Ryerson is also hoping to open its proposed new law school in 2020 if it receives all necessary approvals, and it plans “to take a more practical approach to teaching,” says Heuristica COO and senior counsel Brian Pel. “I think law schools, by and large, have always believed that they’re there just to teach the theoretical aspects of law but none of the practical aspects.”

Pel says the Federation of Law Societies of Canada offers one bright light in the struggle to improve the understanding of eDiscovery. The organization is currently debating changing its Model Code of Professional Conduct to include a technology competency requirement, he says, adding, “Someone’s recognizing there has to be technological competence in some areas of the practice of law.”

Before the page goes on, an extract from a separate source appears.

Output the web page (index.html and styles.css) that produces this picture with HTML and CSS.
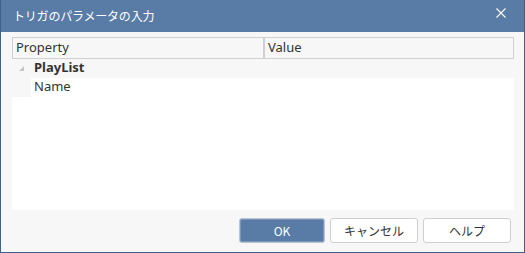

Another bright light is the Ontario eDiscovery Implementation Committee (EIC), which was set up “to recommend, promote and, where possible, implement thought leadership, best practices and law reform with respect to information management, discovery, litigation support and paperless proceedings.”

The committee organizes an annual conference to discuss eDiscovery issues, but for the most part, lawyers have to resort to “trial and error,” O’Donnell says.

“Electronic discovery is just discovery. The addition of the word ‘electronic’ makes most people think it’s somehow different or unique, and not applicable to their practices. The reality is that all evidence these days, unless it is handwritten notes, physical evidence or oral testimony, is virtually all electronic in its form,” she says.

“This isn’t an issue that is purely technical or to be delegated to a law clerk. It is a growing, complex area of law, and counsel either need to learn it, or seek assistance from those who have developed a deep understanding of the issues.”

Failure to learn about eDiscovery “has very definite ramifications for the conduct of litigation. If the lawyer doesn’t understand it, there’s trouble,” Pel says, noting that in large commercial cases, there can be millions of documents.

“If you don’t do it efficiently, you risk — even if you’re successful on behalf of your client — not being able to fully recover your eDiscovery costs on a particular matter,” he adds.

“It is incredibly complex, and at every stage of this process legal decisions need to be considered and made. And if counsel don’t understand the process as a whole, there could be errors made at each one of those stages, which will have an impact on costs for the clients, the ability to preserve and produce relevant evidence — and if you err on either of those things, there’s a risk of professional negligence,” O’Donnell says.